Ex 3.9.4 Show that if $n$ is positive and $(a,n)=g$, then $\exists x(ax\equiv b \pmod n)$ iff $g|b$.
Suppose we try to find all solutions to $$ ax\equiv b\pmod n. $$ Let $g=(a,n)$. If $g\notdiv b$, then there are no solutions, by the last problem. Otherwise, $a=rg$, $b=sg$, and $n=n'g$. So by exercise 8 of section 3.1, $$ rx\equiv s \pmod {{n'}}. $$ By exercise 4 of section 3.4, $r$ and $n'$ are relatively prime. So by Theorem 3.4.2 there is a $t$ such that $tr\equiv 1 \pmod {n'}$, and $$ x\equiv trx\equiv ts \pmod {{n'}}. $$ So if $x$ is a solution to $ax\equiv b\pmod n$, then $x\equiv ts\pmod{n'}$. In fact, every such $x$ really is a solution: Suppose $x=n'q+ts$ for some $q$. Then $$\eqalign{ ax=an'q+ats&=rgn'q+rgts\cr &=rnq+gs(n'k+1)\cr &=rnq+gn'ks+gs\cr &=rnq+nks+b,\cr} $$ so $ax\equiv b\pmod{n}$.

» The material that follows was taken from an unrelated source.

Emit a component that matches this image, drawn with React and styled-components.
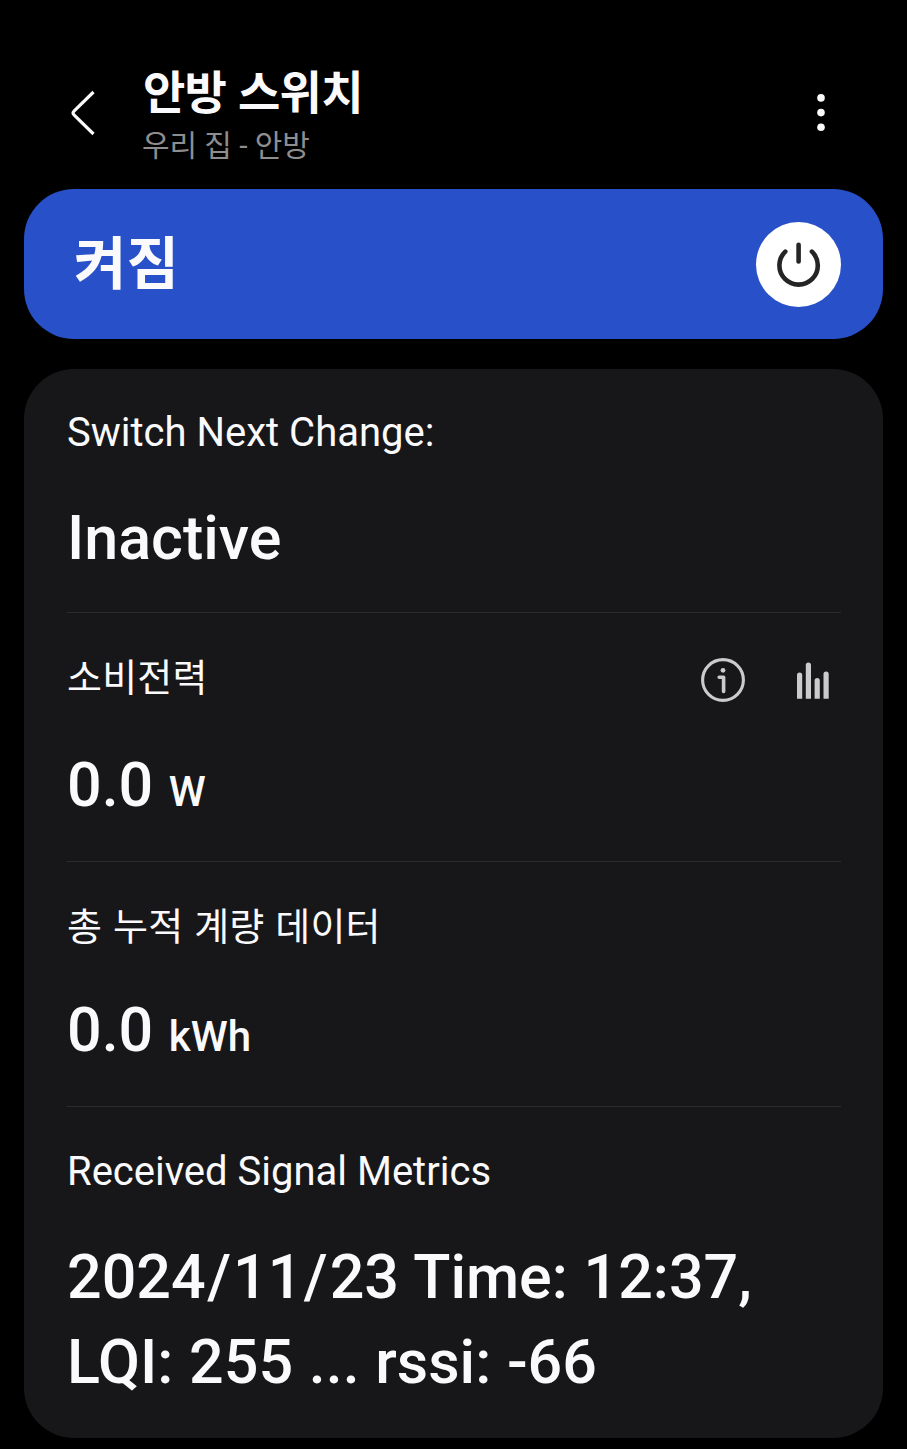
import React, { useState } from "react";
import styled, { createGlobalStyle } from "styled-components";

const GlobalStyle = createGlobalStyle`
  * {
    box-sizing: border-box;
  }

  body {
    margin: 0;
    background: #000;
    color: #fafafc;
    font-family: Roboto, "Noto Sans CJK KR", sans-serif;
  }

  button {
    margin: 0;
    padding: 0;
    border: none;
    background: none;
    color: inherit;
    font: inherit;
    cursor: pointer;
  }
`;

// --- Styled Components ---

const Screen = styled.main`
  display: flex;
  flex-direction: column;
  min-height: 1449px;
  padding: 64px 24px 11px;
  background: #000;
`;

const Header = styled.header`
  display: flex;
  align-items: flex-start;
  height: 125px;
  padding: 0 44px 0 41px;
`;

const HeaderButton = styled.button`
  display: flex;
  align-items: center;
  justify-content: center;
  width: 36px;
  height: 50px;
  margin-top: 24px;
`;

const HeaderText = styled.div`
  flex: 1;
  padding: 1px 0 0 41px;

  h1 {
    margin: 0;
    padding-left: 1px;
    font-size: 46px;
    font-weight: 700;
    line-height: 56px;
    letter-spacing: -0.7px;
    word-spacing: 1px;
  }

  p {
    margin: 0;
    color: #8e8e90;
    font-size: 30px;
    line-height: 50px;
    letter-spacing: -0.1px;
  }
`;

const PowerCard = styled.section`
  display: flex;
  align-items: center;
  justify-content: space-between;
  height: 150px;
  padding: 0 42px 0 50px;
  border-radius: 50px;
  background: ${({ $on }) => ($on ? "#2850c8" : "#17171a")};
`;

const PowerState = styled.span`
  padding-top: 1px;
  font-size: 57px;
  font-weight: 700;
  line-height: 72px;
`;

const PowerButton = styled.button`
  display: flex;
  align-items: center;
  justify-content: center;
  width: 85px;
  height: 85px;
  border-radius: 50%;
  background: #fff;
  color: #252525;
`;

const Card = styled.section`
  margin-top: 30px;
  height: 1069px;
  padding: 0 42px 0 43px;
  border-radius: 50px;
  background: #17171a;
`;

const Row = styled.div`
  padding: ${({ $top }) => $top}px 0 ${({ $bottom }) => $bottom}px;

  & + & {
    border-top: 1px solid #2c2c2f;
  }
`;

const RowHeader = styled.div`
  display: flex;
  align-items: center;
  justify-content: space-between;
  height: 48px;
  margin-bottom: ${({ $gap }) => $gap}px;
`;

const Label = styled.span`
  font-size: ${({ $korean }) => ($korean ? 38 : 40)}px;
  line-height: 48px;
  letter-spacing: ${({ $korean }) => ($korean ? "0.2px" : "normal")};
  word-spacing: ${({ $korean }) => ($korean ? "1.2px" : "normal")};
`;

const Actions = styled.div`
  display: flex;
  align-items: center;
  gap: 52px;
  padding: 3px 12px 0 0;
  color: #cbcbcd;
`;

const Value = styled.div`
  font-size: 61px;
  font-weight: 500;
  line-height: 85px;
  word-spacing: 0.5px;
`;

const Slash = styled.span`
  padding: 0 2px 0 1.5px;
`;

const Unit = styled.span`
  margin-left: 15.5px;
  font-size: 42px;
  line-height: 1;
`;

// --- Icons ---

const BackIcon = () => (
  <svg width="26" height="46" viewBox="0 0 26 46" fill="none" stroke="currentColor" strokeWidth="3.2">
    <path d="M23.5 2 4 21.2Q2 23 4 24.8L23.5 44" />
  </svg>
);

const MoreIcon = () => (
  <svg width="10" height="40" viewBox="0 0 10 40" fill="currentColor">
    <circle cx="5" cy="4.9" r="3.8" />
    <circle cx="5" cy="19.6" r="3.8" />
    <circle cx="5" cy="34.3" r="3.8" />
  </svg>
);

const PowerIcon = () => (
  <svg width="46" height="48" viewBox="0 0 46 48" fill="none" stroke="currentColor" strokeWidth="4.6" strokeLinecap="round">
    <path d="M22.6 4.7V21.5" />
    <path d="M9.3 11.6A19.2 19.2 0 1 0 35.9 11.6" />
  </svg>
);

const InfoIcon = () => (
  <svg width="44" height="44" viewBox="0 0 44 44" fill="none" stroke="currentColor">
    <circle cx="22" cy="22" r="20.4" strokeWidth="3.1" />
    <circle cx="22" cy="12.3" r="2.4" fill="currentColor" stroke="none" />
    <path d="M18.2 19.3H22.6V33.5" strokeWidth="3.6" strokeLinecap="round" strokeLinejoin="round" />
  </svg>
);

const ChartIcon = () => (
  <svg width="32" height="39" viewBox="0 0 32 39" fill="currentColor">
    <path d="M0 38.7V15.2a2.6 2.6 0 0 1 5.2 0V38.7z" />
    <path d="M8.8 38.7V5a2.6 2.6 0 0 1 5.2 0V38.7z" />
    <path d="M17.6 38.7V20.7a2.6 2.6 0 0 1 5.2 0V38.7z" />
    <path d="M26.5 38.7V14a2.6 2.6 0 0 1 5.2 0V38.7z" />
  </svg>
);

// --- Data ---
const METRICS = [
  { id: "next", label: "Switch Next Change:", lines: ["Inactive"], top: 40, gap: 39, bottom: 31 },
  { id: "power", label: "소비전력", korean: true, lines: ["0.0"], unit: "W", actions: true, top: 41, gap: 41, bottom: 33 },
  { id: "energy", label: "총 누적 계량 데이터", korean: true, lines: ["0.0"], unit: "kWh", top: 41, gap: 37, bottom: 33 },
  {
    id: "signal",
    label: "Received Signal Metrics",
    lines: ["2024/11/23 Time: 12:37,", "LQI: 255 ... rssi: -66"],
    top: 41,
    gap: 39,
    bottom: 33,
  },
];

// Gives the slashes in a date a little more room
const spaceSlashes = (text) =>
  text.split(/(\/)/).map((part, idx) => (part === "/" ? <Slash key={idx}>/</Slash> : part));

function App() {
  const [on, setOn] = useState(true);

  return (
    <>
      <GlobalStyle />
      <Screen>
        <Header>
          <HeaderButton aria-label="뒤로">
            <BackIcon />
          </HeaderButton>
          <HeaderText>
            <h1>안방 스위치</h1>
            <p>우리 집 - 안방</p>
          </HeaderText>
          <HeaderButton aria-label="더보기">
            <MoreIcon />
          </HeaderButton>
        </Header>

        <PowerCard $on={on}>
          <PowerState>{on ? "켜짐" : "꺼짐"}</PowerState>
          <PowerButton aria-label="전원" onClick={() => setOn(!on)}>
            <PowerIcon />
          </PowerButton>
        </PowerCard>

        <Card>
          {METRICS.map((item) => (
            <Row key={item.id} $top={item.top} $bottom={item.bottom}>
              <RowHeader $gap={item.gap}>
                <Label $korean={item.korean}>{item.label}</Label>
                {item.actions && (
                  <Actions>
                    <InfoIcon />
                    <ChartIcon />
                  </Actions>
                )}
              </RowHeader>
              {item.lines.map((line) => (
                <Value key={line}>
                  {spaceSlashes(line)}
                  {item.unit && <Unit>{item.unit}</Unit>}
                </Value>
              ))}
            </Row>
          ))}
        </Card>
      </Screen>
    </>
  );
}

export default App;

Example: $12x\equiv 10 \pmod {28}$ has no solutions since $(12,28)=4\notdiv 10$. However, if we consider a slightly different problem, $$ 12x\equiv 8 \pmod {28},$$ we can reduce it to $$ 3x\equiv 2\pmod 7. $$ Note that $3\cdot 5\equiv 1\pmod 7$, so the answer is $$ x\equiv 10 \equiv 3\pmod 7, $$ i.e., $x\in\{…, -11,-4,3,10,…\}$.
Ex 3.9.5 Solve the following congruences:
a) $30x\equiv 24\pmod {72}$
b) $30x\equiv 32\pmod {72}$
c) $66x\equiv 15\pmod {159}$
Ex 3.9.6 Suppose $n=p_1^{e_1}\cdots p_i^{e_i}$, where $e_1$,…, $e_i$ are positive; $m=p_1\cdots p_i$; and $[x]\in \Z_n$. Show that there is a positive integer $k$ such that $[x]^k=[0]$ iff $m\vert x$.
The subset of $\Z_n$ consisting of elements $[x]$ such that $[x]^k=[0]$ for some $k$, is called the radical of $\Z_n$.
Ex 3.9.7 If $[x]$ is in the radical of $\Z_n$, show that $[1-x]\in \U_n$.